* begin Data lines *

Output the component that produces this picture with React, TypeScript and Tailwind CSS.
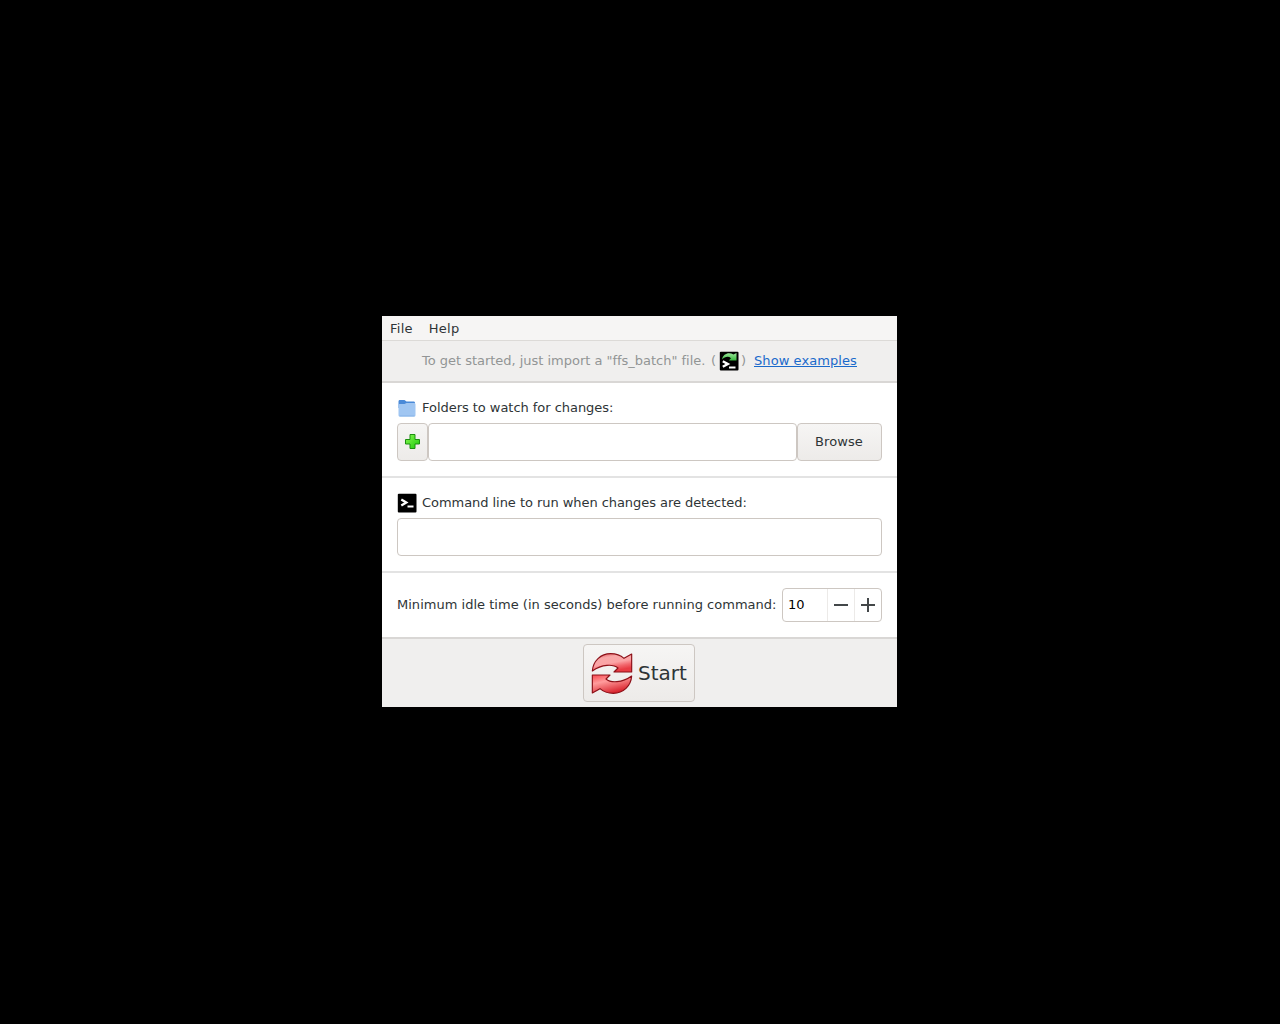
import { useId } from "react";

function TerminalIcon({ sync = false }: { sync?: boolean }) {
  const id = useId();
  return (
    <svg width="20" height="20" viewBox="0 0 20 20" className="shrink-0">
      <defs>
        <linearGradient id={id} x1="0" y1="0" x2="0" y2="1">
          <stop offset="0" stopColor="#9be89a" />
          <stop offset="1" stopColor="#35b43c" />
        </linearGradient>
      </defs>
      <rect x="0.8" y="0.8" width="18.700" height="18.700" rx="1" fill="#000" />
      {sync ? (
        <>
          <path d="M3 8.5C4 2.500 10 0.800 14.500 3.500L17.500 2V9.500H9.800L12 7.200C9.500 5 6 5.500 3 8.500Z" fill={`url(#${id})`} />
          <path d="M3.800 10.300L8.800 13L3.800 15.800" fill="none" stroke="#fff" strokeWidth="2.400" />
          <path d="M10 16.500H16.500" stroke="#fff" strokeWidth="2" />
        </>
      ) : (
        <>
          <path d="M4.300 6.500L9.300 9.500L4.300 12.500" fill="none" stroke="#fff" strokeWidth="2.300" />
          <path d="M10.500 13.500H16.500" stroke="#fff" strokeWidth="2" />
        </>
      )}
    </svg>
  );
}

function FolderIcon() {
  return (
    <svg width="20" height="20" viewBox="0 0 20 20" className="shrink-0">
      <path d="M1.500 3.500C1.500 2.500 2 2 3 2H7.500L9.500 3.500H16.500C17.500 3.500 18 4 18 5V10H1.500Z" fill="#4a8ad8" />
      <path d="M1.500 7C1.500 6.500 2 6 3 6H7.500L9.500 5H17C18 5 18.500 5.500 18.500 6.500V17C18.500 18 18 18.500 17 18.500H3C2 18.500 1.500 18 1.500 17Z" fill="#a0c6f2" />
      <path d="M2.500 18H17.500" stroke="#86b3e8" />
    </svg>
  );
}

function AddIcon() {
  return (
    <svg width="17" height="17" viewBox="0 0 17 17" className="mb-px">
      <defs>
        <linearGradient id="add-fill" x1="0" y1="0" x2="1" y2="1">
          <stop offset="0" stopColor="#8dfa55" />
          <stop offset="1" stopColor="#18c808" />
        </linearGradient>
      </defs>
      <path d="M6 1.500H11V6.500H15.500V11H11V15.500H6V11H1.500V6.500H6Z" fill="url(#add-fill)" stroke="#1c8f10" strokeLinejoin="round" />
    </svg>
  );
}

const ARROW =
  "M13 63C15 33 38 11 68 11C84 11 98 16 108 25L131 12V66H78L90 54C76 42 42 42 13 63Z";

function SyncIcon() {
  return (
    <svg width="42" height="42" viewBox="9 6 126 126">
      <defs>
        <linearGradient id="sync-fill" x1="0" y1="0" x2="0.4" y2="1">
          <stop offset="0" stopColor="#d83a42" />
          <stop offset="0.3" stopColor="#f8a8a8" />
          <stop offset="0.6" stopColor="#fba4a6" />
          <stop offset="0.8" stopColor="#f2686e" />
          <stop offset="1" stopColor="#e83c44" />
        </linearGradient>
        <linearGradient id="sync-fill-low" x1="1" y1="1" x2="0.5" y2="0">
          <stop offset="0" stopColor="#f84850" />
          <stop offset="0.4" stopColor="#ff9c9c" />
          <stop offset="1" stopColor="#d8222c" />
        </linearGradient>
      </defs>
      <path d={ARROW} fill="url(#sync-fill)" stroke="#8c1018" strokeWidth="3.500" strokeLinejoin="round" />
      <path d={ARROW} transform="rotate(180 72 70.5)" fill="url(#sync-fill-low)" stroke="#8c1018" strokeWidth="3.500" strokeLinejoin="round" />
    </svg>
  );
}

const BUTTON = "rounded-[4px] border border-[#cdc7c2] bg-linear-to-b from-[#f6f5f4] to-[#edebe9]";

export default function App() {
  return (
    <div className="flex h-screen w-full items-start justify-center bg-black pt-[316px] font-['DejaVu_Sans',sans-serif] text-[13px] leading-4 text-[#2e3436]">
      <div className="mr-px flex h-[391px] w-[515px] flex-col bg-white">
        <nav className="flex h-[25px] shrink-0 items-center gap-4 border-b border-[#dcdad7] bg-[#f6f5f4] px-2 pt-px tracking-[0.25px]">
          <span>File</span>
          <span>Help</span>
        </nav>
        <div className="flex h-[42px] shrink-0 items-center border-b-2 border-[#d9d7d5] bg-[#f0efee] pl-10 text-[#929595]">
          <span className="w-[289px] whitespace-nowrap tracking-[-0.02px]">To get started, just import a "ffs_batch" file.</span>
          <span className="w-2">(</span>
          <TerminalIcon sync />
          <span className="ml-[2px] w-[13px]">)</span>
          <a className="whitespace-nowrap tracking-[0.08px] text-[#1b6acb] underline">Show examples</a>
        </div>
        <section className="h-[95px] shrink-0 border-b-2 border-[#e3e3e3] px-[15px] pt-[15px]">
          <div className="flex h-5 items-center gap-[5px]">
            <FolderIcon />
            <span className="tracking-[-0.04px]">Folders to watch for changes:</span>
          </div>
          <div className="mt-[5px] flex h-[38px]">
            <button className={`${BUTTON} flex w-[31px] items-center justify-center`}>
              <AddIcon />
            </button>
            <input className="w-[369px] rounded-[4px] border border-[#cdc7c2] bg-white" />
            <button className={`${BUTTON} w-[85px] pr-px tracking-[0.1px]`}>Browse</button>
          </div>
        </section>
        <section className="h-[95px] shrink-0 border-b-2 border-[#e3e3e3] px-[15px] pt-[15px]">
          <div className="flex h-5 items-center gap-[5px]">
            <TerminalIcon />
            <span className="tracking-[-0.05px]">Command line to run when changes are detected:</span>
          </div>
          <input className="mt-[5px] block h-[38px] w-full rounded-[4px] border border-[#cdc7c2] bg-white" />
        </section>
        <section className="flex h-[66px] shrink-0 items-center justify-between border-b-2 border-[#d9d7d5] px-[15px]">
          <span className="whitespace-nowrap tracking-[0.02px]">Minimum idle time (in seconds) before running command:</span>
          <div className="flex h-[34px] w-[100px] shrink-0 overflow-hidden rounded-[4px] border border-[#cdc7c2]">
            <span className="flex flex-1 items-center pl-[5px] text-black">10</span>
            <button className="flex w-[27px] items-center justify-center border-l border-[#eceae8]">
              <svg width="14" height="14" viewBox="0 0 14 14">
                <path d="M0 7H14" stroke="#434749" strokeWidth="2" />
              </svg>
            </button>
            <button className="flex w-[27px] items-center justify-center border-l border-[#eceae8]">
              <svg width="14" height="14" viewBox="0 0 14 14">
                <path d="M0 7H14M7 0V14" stroke="#434749" strokeWidth="2" />
              </svg>
            </button>
          </div>
        </section>
        <footer className="flex flex-1 justify-center bg-[#f0efee] pt-[5px]">
          <button className={`${BUTTON} mr-px flex h-[58px] w-[112px] items-center gap-[5px] pl-[7px] text-[20px] leading-6`}>
            <SyncIcon />
            <span>Start</span>
          </button>
        </footer>
      </div>
    </div>
  );
}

* end Data lines *

== Directive ==
Restate the whole listing above exactly, please, omitting every image.

== Answer to the exercise ==
Output the component that produces this picture with React, TypeScript and Tailwind CSS.
import { useId } from "react";

function TerminalIcon({ sync = false }: { sync?: boolean }) {
  const id = useId();
  return (
    <svg width="20" height="20" viewBox="0 0 20 20" className="shrink-0">
      <defs>
        <linearGradient id={id} x1="0" y1="0" x2="0" y2="1">
          <stop offset="0" stopColor="#9be89a" />
          <stop offset="1" stopColor="#35b43c" />
        </linearGradient>
      </defs>
      <rect x="0.8" y="0.8" width="18.700" height="18.700" rx="1" fill="#000" />
      {sync ? (
        <>
          <path d="M3 8.5C4 2.500 10 0.800 14.500 3.500L17.500 2V9.500H9.800L12 7.200C9.500 5 6 5.500 3 8.500Z" fill={`url(#${id})`} />
          <path d="M3.800 10.300L8.800 13L3.800 15.800" fill="none" stroke="#fff" strokeWidth="2.400" />
          <path d="M10 16.500H16.500" stroke="#fff" strokeWidth="2" />
        </>
      ) : (
        <>
          <path d="M4.300 6.500L9.300 9.500L4.300 12.500" fill="none" stroke="#fff" strokeWidth="2.300" />
          <path d="M10.500 13.500H16.500" stroke="#fff" strokeWidth="2" />
        </>
      )}
    </svg>
  );
}

function FolderIcon() {
  return (
    <svg width="20" height="20" viewBox="0 0 20 20" className="shrink-0">
      <path d="M1.500 3.500C1.500 2.500 2 2 3 2H7.500L9.500 3.500H16.500C17.500 3.500 18 4 18 5V10H1.500Z" fill="#4a8ad8" />
      <path d="M1.500 7C1.500 6.500 2 6 3 6H7.500L9.500 5H17C18 5 18.500 5.500 18.500 6.500V17C18.500 18 18 18.500 17 18.500H3C2 18.500 1.500 18 1.500 17Z" fill="#a0c6f2" />
      <path d="M2.500 18H17.500" stroke="#86b3e8" />
    </svg>
  );
}

function AddIcon() {
  return (
    <svg width="17" height="17" viewBox="0 0 17 17" className="mb-px">
      <defs>
        <linearGradient id="add-fill" x1="0" y1="0" x2="1" y2="1">
          <stop offset="0" stopColor="#8dfa55" />
          <stop offset="1" stopColor="#18c808" />
        </linearGradient>
      </defs>
      <path d="M6 1.500H11V6.500H15.500V11H11V15.500H6V11H1.500V6.500H6Z" fill="url(#add-fill)" stroke="#1c8f10" strokeLinejoin="round" />
    </svg>
  );
}

const ARROW =
  "M13 63C15 33 38 11 68 11C84 11 98 16 108 25L131 12V66H78L90 54C76 42 42 42 13 63Z";

function SyncIcon() {
  return (
    <svg width="42" height="42" viewBox="9 6 126 126">
      <defs>
        <linearGradient id="sync-fill" x1="0" y1="0" x2="0.4" y2="1">
          <stop offset="0" stopColor="#d83a42" />
          <stop offset="0.3" stopColor="#f8a8a8" />
          <stop offset="0.6" stopColor="#fba4a6" />
          <stop offset="0.8" stopColor="#f2686e" />
          <stop offset="1" stopColor="#e83c44" />
        </linearGradient>
        <linearGradient id="sync-fill-low" x1="1" y1="1" x2="0.5" y2="0">
          <stop offset="0" stopColor="#f84850" />
          <stop offset="0.4" stopColor="#ff9c9c" />
          <stop offset="1" stopColor="#d8222c" />
        </linearGradient>
      </defs>
      <path d={ARROW} fill="url(#sync-fill)" stroke="#8c1018" strokeWidth="3.500" strokeLinejoin="round" />
      <path d={ARROW} transform="rotate(180 72 70.5)" fill="url(#sync-fill-low)" stroke="#8c1018" strokeWidth="3.500" strokeLinejoin="round" />
    </svg>
  );
}

const BUTTON = "rounded-[4px] border border-[#cdc7c2] bg-linear-to-b from-[#f6f5f4] to-[#edebe9]";

export default function App() {
  return (
    <div className="flex h-screen w-full items-start justify-center bg-black pt-[316px] font-['DejaVu_Sans',sans-serif] text-[13px] leading-4 text-[#2e3436]">
      <div className="mr-px flex h-[391px] w-[515px] flex-col bg-white">
        <nav className="flex h-[25px] shrink-0 items-center gap-4 border-b border-[#dcdad7] bg-[#f6f5f4] px-2 pt-px tracking-[0.25px]">
          <span>File</span>
          <span>Help</span>
        </nav>
        <div className="flex h-[42px] shrink-0 items-center border-b-2 border-[#d9d7d5] bg-[#f0efee] pl-10 text-[#929595]">
          <span className="w-[289px] whitespace-nowrap tracking-[-0.02px]">To get started, just import a "ffs_batch" file.</span>
          <span className="w-2">(</span>
          <TerminalIcon sync />
          <span className="ml-[2px] w-[13px]">)</span>
          <a className="whitespace-nowrap tracking-[0.08px] text-[#1b6acb] underline">Show examples</a>
        </div>
        <section className="h-[95px] shrink-0 border-b-2 border-[#e3e3e3] px-[15px] pt-[15px]">
          <div className="flex h-5 items-center gap-[5px]">
            <FolderIcon />
            <span className="tracking-[-0.04px]">Folders to watch for changes:</span>
          </div>
          <div className="mt-[5px] flex h-[38px]">
            <button className={`${BUTTON} flex w-[31px] items-center justify-center`}>
              <AddIcon />
            </button>
            <input className="w-[369px] rounded-[4px] border border-[#cdc7c2] bg-white" />
            <button className={`${BUTTON} w-[85px] pr-px tracking-[0.1px]`}>Browse</button>
          </div>
        </section>
        <section className="h-[95px] shrink-0 border-b-2 border-[#e3e3e3] px-[15px] pt-[15px]">
          <div className="flex h-5 items-center gap-[5px]">
            <TerminalIcon />
            <span className="tracking-[-0.05px]">Command line to run when changes are detected:</span>
          </div>
          <input className="mt-[5px] block h-[38px] w-full rounded-[4px] border border-[#cdc7c2] bg-white" />
        </section>
        <section className="flex h-[66px] shrink-0 items-center justify-between border-b-2 border-[#d9d7d5] px-[15px]">
          <span className="whitespace-nowrap tracking-[0.02px]">Minimum idle time (in seconds) before running command:</span>
          <div className="flex h-[34px] w-[100px] shrink-0 overflow-hidden rounded-[4px] border border-[#cdc7c2]">
            <span className="flex flex-1 items-center pl-[5px] text-black">10</span>
            <button className="flex w-[27px] items-center justify-center border-l border-[#eceae8]">
              <svg width="14" height="14" viewBox="0 0 14 14">
                <path d="M0 7H14" stroke="#434749" strokeWidth="2" />
              </svg>
            </button>
            <button className="flex w-[27px] items-center justify-center border-l border-[#eceae8]">
              <svg width="14" height="14" viewBox="0 0 14 14">
                <path d="M0 7H14M7 0V14" stroke="#434749" strokeWidth="2" />
              </svg>
            </button>
          </div>
        </section>
        <footer className="flex flex-1 justify-center bg-[#f0efee] pt-[5px]">
          <button className={`${BUTTON} mr-px flex h-[58px] w-[112px] items-center gap-[5px] pl-[7px] text-[20px] leading-6`}>
            <SyncIcon />
            <span>Start</span>
          </button>
        </footer>
      </div>
    </div>
  );
}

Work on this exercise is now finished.